* **Pages as source code**
========================================================================

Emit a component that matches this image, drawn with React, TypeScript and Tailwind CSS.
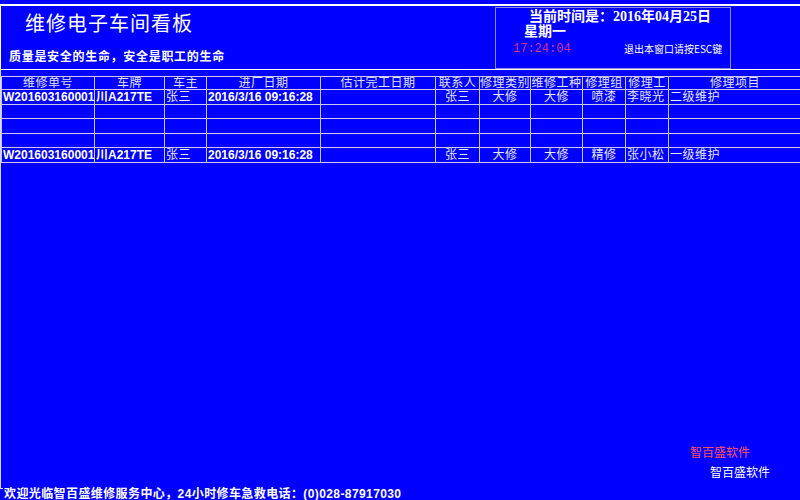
import React from "react";

const serif = { fontFamily: '"Liberation Serif", "Noto Sans CJK SC", serif' };

const cols = [93, 70, 42, 114, 115, 44, 51, 52, 43, 43, 133];
const heads = ["维修单号", "车牌", "车主", "进厂日期", "估计完工日期", "联系人", "修理类别", "维修工种", "修理组", "修理工", "修理项目"];

type Row = string[] | null;
const rows: Row[] = [
  ["W201603160001", "川A217TE", "张三", "2016/3/16 09:16:28", "", "张三", "大修", "大修", "喷漆", "李晓光", "二级维护"],
  null,
  null,
  null,
  ["W201603160001", "川A217TE", "张三", "2016/3/16 09:16:28", "", "张三", "大修", "大修", "精修", "张小松", "一级维护"],
];
const rowH = [15, 14, 15, 14, 15];

function Cell({ v, i }: { v: string; i: number }) {
  if (i === 0 || i === 3) {
    return (
      <td className="border border-[#c8c8f0] px-[1px] text-[12px] font-bold text-white leading-none whitespace-nowrap overflow-hidden" style={{ fontFamily: '"Liberation Sans", Arial, sans-serif' }}>
        {v}
      </td>
    );
  }
  if (i === 1) {
    return (
      <td className="border border-[#c8c8f0] px-[1px] text-[12px] font-bold text-white leading-none whitespace-nowrap overflow-hidden" style={{ fontFamily: '"Liberation Sans", "Noto Sans CJK SC", sans-serif' }}>
        {v}
      </td>
    );
  }
  const left = i === 2 || i === 9 || i === 10;
  return (
    <td className={`border border-[#c8c8f0] px-[1px] text-[12px] text-[#e8e8ff] leading-none whitespace-nowrap overflow-hidden tracking-[0.5px] ${left ? "text-left" : "text-center"}`} style={serif}>
      {v}
    </td>
  );
}

export default function App() {
  return (
    <div className="w-[800px] h-[500px] bg-[#0000ff] overflow-hidden flex flex-col relative" style={serif}>
      {/* header */}
      <div className="mt-[4px] h-[66px] border-t-[2px] border-b border-l border-white flex">
        <div className="w-[494px] flex flex-col">
          <div className="pl-[24px] pt-[5px] text-[20px] leading-[26px] text-white tracking-[1px]" style={serif}>
            维修电子车间看板
          </div>
          <div className="pl-[8px] pt-[13px] text-[12px] leading-[14px] font-bold text-white tracking-[0.7px]">
            质量是安全的生命，安全是职工的生命
          </div>
        </div>
        <div className="w-[236px] h-[62px] mt-[1px] border border-[#8c8cd8] flex flex-col">
          <div className="pl-[33px] pt-[1px] text-[14px] leading-[15px] text-white font-bold">
            当前时间是：2016年04月25日
          </div>
          <div className="pl-[28px] text-[14px] leading-[15px] text-white font-bold">星期一</div>
          <div className="flex items-center mt-[3px]">
            <div className="pl-[17px] w-[128px] text-[12px] leading-[14px] text-[#d8308c]" style={{ fontFamily: '"Liberation Mono", monospace' }}>
              17:24:04
            </div>
            <div className="text-[10px] leading-[12px] text-white" style={{ fontFamily: '"Noto Sans CJK SC", sans-serif' }}>
              退出本窗口请按ESC键
            </div>
          </div>
        </div>
      </div>

      {/* body */}
      <div className="flex-1 flex flex-col border-l border-[#d8d8ff] h-[418px] max-h-[418px]">
        <div className="h-[6px]" />
        <table className="table-fixed border-collapse w-[800px]">
          <colgroup>
            {cols.map((w, i) => (
              <col key={i} style={{ width: w }} />
            ))}
          </colgroup>
          <tbody>
            <tr className="h-[13px]">
              {heads.map((h, i) => (
                <td key={i} className="border border-[#c8c8f0] text-center text-[12px] leading-none text-[#e0e0ff] whitespace-nowrap overflow-hidden p-0 tracking-[0.5px]" style={serif}>
                  {h}
                </td>
              ))}
            </tr>
            {rows.map((r, ri) => (
              <tr key={ri} style={{ height: rowH[ri] }}>
                {r
                  ? r.map((v, i) => <Cell key={i} v={v} i={i} />)
                  : cols.map((_, i) => <td key={i} className="border border-[#c8c8f0]" />)}
              </tr>
            ))}
          </tbody>
        </table>
        <div className="flex-1 flex flex-col items-end pr-[30px] pt-[282px]">
          <div className="text-[12px] leading-[14px] text-[#ff5060] mr-[20px]" style={{ fontFamily: '"Noto Sans CJK SC", sans-serif' }}>
            智百盛软件
          </div>
          <div className="text-[12px] leading-[14px] text-white mt-[6px]" style={{ fontFamily: '"Noto Sans CJK SC", sans-serif' }}>
            智百盛软件
          </div>
        </div>
      </div>
      <div className="h-[12px] relative">
        <div className="absolute left-0 top-0 w-[3px] h-px bg-[#d8d8ff]" />
        <div className="pl-[4px] text-[12px] leading-[12px] font-bold text-white whitespace-nowrap tracking-[0.4px]" style={{ fontFamily: '"Liberation Sans", "Noto Sans CJK SC", sans-serif' }}>
          欢迎光临智百盛维修服务中心，24小时修车急救电话：(0)028-87917030
        </div>
      </div>
    </div>
  );
}
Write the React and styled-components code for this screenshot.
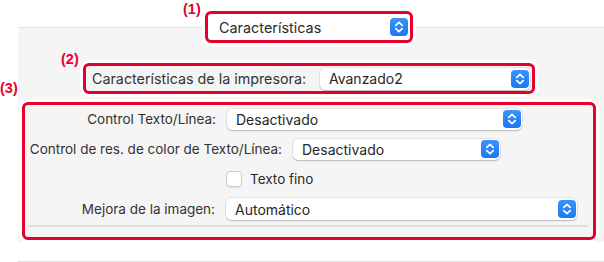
import React from "react";
import styled, { createGlobalStyle } from "styled-components";

const GlobalStyle = createGlobalStyle`
  html, body {
    margin: 0;
    padding: 0;
    background: #ffffff;
  }
  body {
    font-family: "Inter", "Roboto", "Liberation Sans", sans-serif;
    font-size: 13.5px;
    color: #2b2b2b;
    -webkit-font-smoothing: antialiased;
  }
`;

const RED = "#e5002d";

const Page = styled.div`
  width: 604px;
  height: 262px;
  overflow: hidden;
  display: flex;
  flex-direction: column;
`;

const TopRow = styled.div`
  display: flex;
  padding: 11px 0 0 205px;
  margin-bottom: -16px;
  position: relative;
  z-index: 1;
`;

const Annotated = styled.div`
  position: relative;
  display: flex;
`;

const Tag = styled.span`
  position: absolute;
  left: ${(p) => p.$left}px;
  top: ${(p) => p.$top}px;
  font-family: "Liberation Sans", Arial, sans-serif;
  font-weight: bold;
  font-size: 14.5px;
  line-height: 15px;
  color: ${RED};
`;

const RedFrame = styled.div`
  box-sizing: border-box;
  width: ${(p) => p.$w}px;
  border: 3px solid ${RED};
  border-radius: 6px;
  box-shadow: 0 0 0 3px #ffffff;
  background: ${(p) => (p.$white ? "#ffffff" : "#f5f5f5")};
`;

const TabFrame = styled(RedFrame)`
  height: 32px;
  display: flex;
  align-items: center;
  justify-content: space-between;
  padding: 0 2px 0 11px;
  font-size: 14.4px;
`;

const Panel = styled.div`
  margin-left: 18px;
  background: #f5f5f5;
  border-top: 1px solid #e4e4e4;
  padding: 35px 0 2px 0;
  display: flex;
  flex-direction: column;
`;

const PrinterRow = styled.div`
  display: flex;
  padding-left: 65px;
`;

const PrinterFrame = styled(RedFrame)`
  height: 31px;
  display: flex;
  align-items: center;
  justify-content: space-between;
  padding: 0 2px 0 6px;
  font-size: 14.3px;
`;

const PrinterLabel = styled.span`
  white-space: nowrap;
  color: #333333;
`;

const FeatureWrap = styled.div`
  display: flex;
  margin: 8px 8px 0 4px;
`;

const FeatureFrame = styled(RedFrame)`
  display: flex;
  flex-direction: column;
  gap: 2px;
  padding: 0 0 10px 0;
`;

const Row = styled.div`
  display: grid;
  grid-template-columns: ${(p) => p.$label}px auto;
  align-items: center;
  height: 28px;
`;

const Label = styled.span`
  text-align: right;
  padding-right: 11px;
  white-space: nowrap;
  color: #333333;
`;

const PopupBox = styled.div`
  box-sizing: border-box;
  width: ${(p) => p.$w}px;
  height: ${(p) => p.$h || 21}px;
  background: #ffffff;
  border-radius: 5px;
  box-shadow: 0 0 0 0.5px rgba(0, 0, 0, 0.12), 0 1px 1.5px rgba(0, 0, 0, 0.2);
  display: flex;
  align-items: center;
  justify-content: space-between;
  padding: 0 1px 0 9px;
  color: #262626;
  font-size: 14px;
`;

const CheckRow = styled.label`
  display: flex;
  align-items: center;
  gap: 8px;
`;

const CheckBox = styled.span`
  box-sizing: border-box;
  width: 16px;
  height: 16px;
  border-radius: 4px;
  background: #ffffff;
  border: 1px solid #cdcdcd;
  box-shadow: 0 0.5px 1px rgba(0, 0, 0, 0.08);
`;

const Divider = styled.div`
  height: 2px;
  background: #dedede;
  margin: 0 5px 0 3px;
`;

const BottomRule = styled.div`
  margin: 19px 0 0 18px;
  height: 1px;
  background: #e2e2e2;
`;

const Stepper = ({ size = 18 }) => (
  <svg width={size} height={size} viewBox="0 0 18 18">
    <defs>
      <linearGradient id="stepGrad" x1="0" y1="0" x2="0" y2="1">
        <stop offset="0" stopColor="#3a93fc" />
        <stop offset="1" stopColor="#1a78f2" />
      </linearGradient>
    </defs>
    <rect x="0" y="0" width="18" height="18" rx="4" fill="url(#stepGrad)" />
    <path
      d="M5.8 7.4 L9 4.4 L12.2 7.4 M5.8 10.6 L9 13.6 L12.2 10.6"
      fill="none"
      stroke="#ffffff"
      strokeWidth="1.7"
      strokeLinecap="round"
      strokeLinejoin="round"
    />
  </svg>
);

const Popup = ({ value, width, height }) => (
  <PopupBox $w={width} $h={height}>
    <span>{value}</span>
    <Stepper />
  </PopupBox>
);

export default function App() {
  return (
    <Page>
      <GlobalStyle />
      <TopRow>
        <Annotated>
          <Tag $left={-22} $top={-9}>(1)</Tag>
          <TabFrame $w={208} $white>
            <span>Características</span>
            <Stepper />
          </TabFrame>
        </Annotated>
      </TopRow>

      <Panel>
        <PrinterRow>
          <Annotated>
            <Tag $left={-22} $top={-11}>(2)</Tag>
            <PrinterFrame $w={452}>
              <PrinterLabel>Características de la impresora:</PrinterLabel>
              <Popup value="Avanzado2" width={210} height={22} />
            </PrinterFrame>
          </Annotated>
        </PrinterRow>

        <FeatureWrap>
          <Annotated>
            <Tag $left={-22} $top={-21}>(3)</Tag>
            <FeatureFrame $w={574}>
              <Row $label={202}>
                <Label>Control Texto/Línea:</Label>
                <Popup value="Desactivado" width={295} />
              </Row>
              <Row $label={268}>
                <Label>Control de res. de color de Texto/Línea:</Label>
                <Popup value="Desactivado" width={207} />
              </Row>
              <Row $label={201}>
                <span />
                <CheckRow>
                  <CheckBox />
                  <span>Texto fino</span>
                </CheckRow>
              </Row>
              <Row $label={201}>
                <Label>Mejora de la imagen:</Label>
                <Popup value="Automático" width={351} height={22} />
              </Row>
              <Divider />
            </FeatureFrame>
          </Annotated>
        </FeatureWrap>
      </Panel>

      <BottomRule />
    </Page>
  );
}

========================================================================

* **Directions**
Every line from the start of the listing above through the line with "const rowH = [15, 14, 15, 14, 15];" should be repeated exactly; skip the pictures and add nothing else.

* **Result**
Emit a component that matches this image, drawn with React, TypeScript and Tailwind CSS.
import React from "react";

const serif = { fontFamily: '"Liberation Serif", "Noto Sans CJK SC", serif' };

const cols = [93, 70, 42, 114, 115, 44, 51, 52, 43, 43, 133];
const heads = ["维修单号", "车牌", "车主", "进厂日期", "估计完工日期", "联系人", "修理类别", "维修工种", "修理组", "修理工", "修理项目"];

type Row = string[] | null;
const rows: Row[] = [
  ["W201603160001", "川A217TE", "张三", "2016/3/16 09:16:28", "", "张三", "大修", "大修", "喷漆", "李晓光", "二级维护"],
  null,
  null,
  null,
  ["W201603160001", "川A217TE", "张三", "2016/3/16 09:16:28", "", "张三", "大修", "大修", "精修", "张小松", "一级维护"],
];
const rowH = [15, 14, 15, 14, 15];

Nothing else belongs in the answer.